In the summer of 1611, Prokopy Lyapunov practically became the head of so called «Council of all lands» (Совет всей земли), an interim government, called to establish an order and as result of which, on June 30, he issued a decree that reinstated certain serf regulations and violated his own promises to Cossacks of "freedom and salary" (as they tended to plunder surroundings where they stayed); by another one Prokopy L. also imposed harsh punishment on looters to prevent unauthorized collection of taxes and duties; this contributed to further disintegration of his movement.

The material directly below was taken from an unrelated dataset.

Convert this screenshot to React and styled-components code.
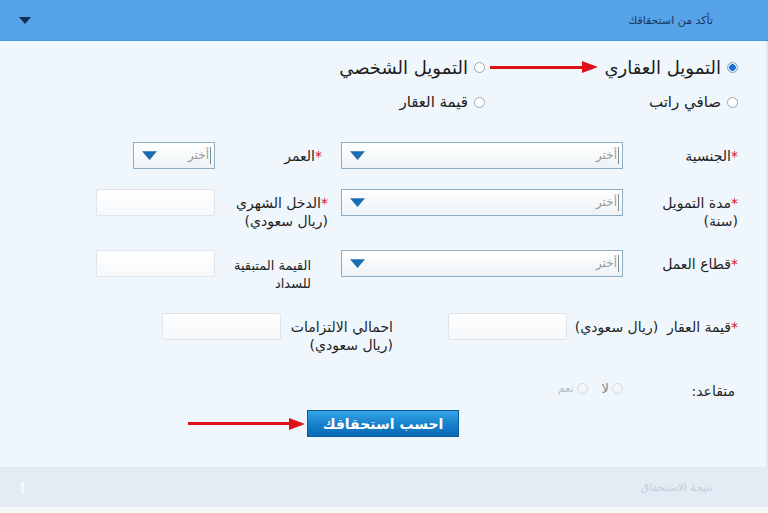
import React from 'react';
import styled, { createGlobalStyle } from 'styled-components';

const Global = createGlobalStyle`
  html, body { margin: 0; padding: 0; background: #f4f8fb; }
  body { font-family: "DejaVu Sans", "Noto Sans", sans-serif; }
  * { box-sizing: border-box; }
`;

const Panel = styled.div`
  width: 768px;
  height: 513px;
  direction: rtl;
  display: flex;
  flex-direction: column;
  background: #f4f8fb;
`;

const Header = styled.div`
  height: 41px;
  flex: none;
  background: #56a3e9;
  border-bottom: 1px solid #4b95d9;
  display: flex;
  align-items: center;
  justify-content: space-between;
  padding: 0 55px 0 19px;
`;

const HeaderTitle = styled.span`
  font-size: 11px;
  color: #17365a;
`;

const Body = styled.div`
  height: 426px;
  flex: none;
  background: #eff7fc;
  border-right: 2px solid #dde8f0;
  padding: 14px 28px 0 0;
  display: flex;
  flex-direction: column;
`;

const TypeGrid = styled.div`
  display: grid;
  grid-template-columns: 253px 253px;
  row-gap: ${p => p.$gap}px;
  margin-bottom: 28px;
`;

const Option = styled.label`
  display: flex;
  align-items: center;
  gap: 6px;
  height: 24px;
  white-space: nowrap;
  font-size: ${p => p.$size}px;
  color: #1c1c1c;
`;

const Radio = styled.span`
  width: 11px;
  height: 11px;
  flex: none;
  border-radius: 50%;
  border: 1px solid ${p => (p.$checked ? '#7ea9cf' : p.$muted ? '#d3d9de' : '#9aa6b0')};
  background: ${p => (p.$checked ? 'radial-gradient(circle, #1d6fd0 0 3px, #dbe9f6 3.5px)' : p.$muted ? '#f3f6f8' : '#fff')};
`;

const Arrow = styled.span`
  flex: ${p => (p.$w ? 'none' : 1)};
  width: ${p => (p.$w ? `${p.$w}px` : 'auto')};
  min-width: 0;
  display: flex;
  direction: ltr;
  align-items: center;
  margin-left: ${p => p.$ml || 0}px;
`;

const ArrowShaft = styled.span`
  flex: 1;
  height: 3px;
  background: #dd1219;
`;

const Form = styled.div`
  display: flex;
  flex-direction: column;
`;

const GridRow = styled.div`
  display: grid;
  grid-template-columns: 115px 282px 126px 119px;
  align-items: start;
  padding-bottom: 20px;
`;

const FlexRow = styled.div`
  display: flex;
  align-items: start;
  padding-bottom: 20px;
`;

const Label = styled.div`
  font-size: ${p => p.$size || 14}px;
  line-height: 18px;
  color: #1f1f1f;
  padding-top: ${p => p.$top || 5}px;
  padding-right: ${p => p.$inset || 0}px;
  width: ${p => (p.$w ? `${p.$w}px` : 'auto')};
  white-space: nowrap;
`;

const Line = styled.span`
  display: block;
`;

const Star = styled.span`
  color: #d7121a;
`;

const Select = styled.div`
  width: ${p => p.$w}px;
  height: 27px;
  border: 1px solid #8eaec6;
  background: linear-gradient(#ffffff, #eef2f5);
  display: flex;
  align-items: center;
  justify-content: space-between;
  padding: 0 3px 0 8px;
`;

const Placeholder = styled.span`
  font-size: 12px;
  color: #9a9a9a;
  border-right: 1px solid #7f8a93;
  padding-right: 1px;
  line-height: 17px;
`;

const Input = styled.div`
  width: ${p => p.$w || 119}px;
  height: 27px;
  border: 1px solid #dfe5ea;
  border-radius: 2px;
  background: linear-gradient(#ffffff, #f6f8fa);
`;

const RetiredRow = styled.div`
  display: grid;
  grid-template-columns: 115px auto;
  align-items: center;
  height: 30px;
  margin-top: 2px;
`;

const RetiredLabel = styled.span`
  font-size: 14px;
  color: #1f1f1f;
  padding-right: 3px;
`;

const RetiredOptions = styled.div`
  display: flex;
  align-items: center;
  gap: 14px;
  margin-top: -6px;
`;

const SmallOption = styled.span`
  display: flex;
  align-items: center;
  gap: 3px;
  font-size: ${p => (p.$faint ? 11 : 13)}px;
  color: ${p => (p.$faint ? '#b4bcc3' : '#7d868e')};
`;

const ButtonRow = styled.div`
  display: flex;
  align-items: center;
  padding-right: 279px;
  margin-top: 4px;
  gap: 2px;
`;

const Button = styled.button`
  width: 152px;
  height: 27px;
  border: 1px solid #0b5c9e;
  background: linear-gradient(#35a3e6, #1480cc 55%, #0c69b3);
  color: #fff;
  font-family: inherit;
  font-size: 14px;
  font-weight: bold;
  padding: 0;
  cursor: pointer;
`;

const Footer = styled.div`
  height: 40px;
  flex: none;
  background: #e3ebf4;
  display: flex;
  align-items: center;
  justify-content: space-between;
  padding: 0 55px 0 19px;
`;

const FooterTitle = styled.span`
  font-size: 11px;
  color: #c3ced9;
`;

const FooterMark = styled.span`
  width: 3px;
  height: 11px;
  background: #f6f9fc;
  margin-left: 2px;
`;

const Triangle = ({ color, w = 12, h = 7 }) => (
  <svg width={w} height={h} viewBox="0 0 12 7">
    <polygon points="0,0 12,0 6,7" fill={color} />
  </svg>
);

const RedArrow = ({ w, ml }) => (
  <Arrow $w={w} $ml={ml}>
    <ArrowShaft />
    <svg width="16" height="12" viewBox="0 0 16 12" style={{ marginLeft: -1, flex: 'none' }}>
      <polygon points="0,0 16,6 0,12" fill="#dd1219" />
    </svg>
  </Arrow>
);

const SelectBox = ({ w }) => (
  <Select $w={w}>
    <Placeholder>أختر</Placeholder>
    <Triangle color="#1b6db2" w={15} h={9} />
  </Select>
);

export default function App() {
  return (
    <>
      <Global />
      <Panel>
        <Header>
          <HeaderTitle>تأكد من استحقاقك</HeaderTitle>
          <Triangle color="#0f2f55" />
        </Header>
        <Body>
          <TypeGrid $gap={11}>
            <Option $size={18}>
              <Radio $checked />
              التمويل العقاري
              <RedArrow ml={5} />
            </Option>
            <Option $size={18}>
              <Radio />
              التمويل الشخصي
            </Option>
            <Option $size={15}>
              <Radio />
              صافي راتب
            </Option>
            <Option $size={15}>
              <Radio />
              قيمة العقار
            </Option>
          </TypeGrid>
          <Form>
            <GridRow>
              <Label><Star>*</Star>الجنسية</Label>
              <SelectBox w={282} />
              <Label $inset={19}><Star>*</Star>العمر</Label>
              <SelectBox w={82} />
            </GridRow>
            <GridRow>
              <Label>
                <Line><Star>*</Star>مدة التمويل</Line>
                <Line>(سنة)</Line>
              </Label>
              <SelectBox w={282} />
              <Label $inset={13}>
                <Line><Star>*</Star>الدخل الشهري</Line>
                <Line>(ريال سعودي)</Line>
              </Label>
              <Input />
            </GridRow>
            <GridRow>
              <Label><Star>*</Star>قطاع العمل</Label>
              <SelectBox w={282} />
              <Label $inset={30} $size={13} $top={7}>
                <Line>القيمة المتبقية</Line>
                <Line>للسداد</Line>
              </Label>
              <Input />
            </GridRow>
            <FlexRow>
              <Label $w={171}><Star>*</Star>قيمة العقار&nbsp; (ريال سعودي)</Label>
              <Input />
              <Label $w={167} $inset={55}>
                <Line>احمالي الالتزامات</Line>
                <Line>(ريال سعودي)</Line>
              </Label>
              <Input />
            </FlexRow>
            <RetiredRow>
              <RetiredLabel>متقاعد:</RetiredLabel>
              <RetiredOptions>
                <SmallOption><Radio $muted />لا</SmallOption>
                <SmallOption $faint><Radio $muted />نعم</SmallOption>
              </RetiredOptions>
            </RetiredRow>
            <ButtonRow>
              <Button>احسب استحقاقك</Button>
              <RedArrow w={117} />
            </ButtonRow>
          </Form>
        </Body>
        <Footer>
          <FooterTitle>نتيجة الاستحقاق</FooterTitle>
          <FooterMark />
        </Footer>
      </Panel>
    </>
  );
}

At this point, however, brief success didn't last long as internal and deeply irreconcilable differences between Russian nobles, bureaucracy, and Cossacks (that constituted FPO) started to brew. The disagreement was seriously aggravated when 28 Cossacks caught for looting of Ugresha Monastery were sentenced to death (or, by some other accounts - drowned) by one of loyal to Prokopy voivode, becoming the last straw that broke FPO ranks and sealed Prokopy's fate.

== Death ==
A decree made up either by Aleksander K. Gosiewski (who at the time occupied Moscow Kremlin and was threatened by FPO troops) or Ivan Zarutsky (Cossacks faction of FPO) (Note: Exact details differ from author to author; reportedly some chronicles biased toward more sensational description of events by omitting some details.) (delivered by one of captive cossack to the indignant Cossacks headquarters) declared Cossacks as outlaws. Because the decree was closely resembling hand of Prokopy Lyapunov he was invited to Cossacks "circle" (council) on outskirts of Moscow for interrogation; soon after that, however, Cossacks assaulted and stubbed him to death on July 22 (no later August 1), 1611.

=== Burial ===
Body of Prokopy Lyapunov was reportedly buried at Temple of Prophet Elijah on Vorontsov Field, but at some point later reburied at Trinity Lavra of St. Sergius by his son Vladimir, along with many other prominent figures who lived at the Time of Troubles (e.g. Dmitry Troubetskoy).

== Aftermath ==
Some remains of FPO, primarily Cosscaks loyal to ataman Ivan Zarutsky continued to fight with Poles, but some have joined Dmitry Pozharsky troops at Yaroslavl to form Second People's Opolcheniye preparing for the Battle of Moscow (1612).

== Personal life ==

=== Family ===
Prokopy belonged to a noble family dynasty called Lyapunov.

=== Children ===

- Vladimir Prokopievich Lyapunov, it's known that he has donated a cross to the church of the Isady Village where his father Prokopy was born; it's currently kept in Ryazan Kremlin

==See also==
- Mikhail Skopin-Shuysky

== In culture ==

- «The Death of Lyapunov» (1816 or 1818–1878), a patriotic drama by Stepan Gedeonov.

- «Prince Skopin-Shuisky» (1834-1835, Russian Empire), a drama by Nestor Kukolnik - Prokopy Lyapunov depicted avenging death of his ally Skopin-Shuysky.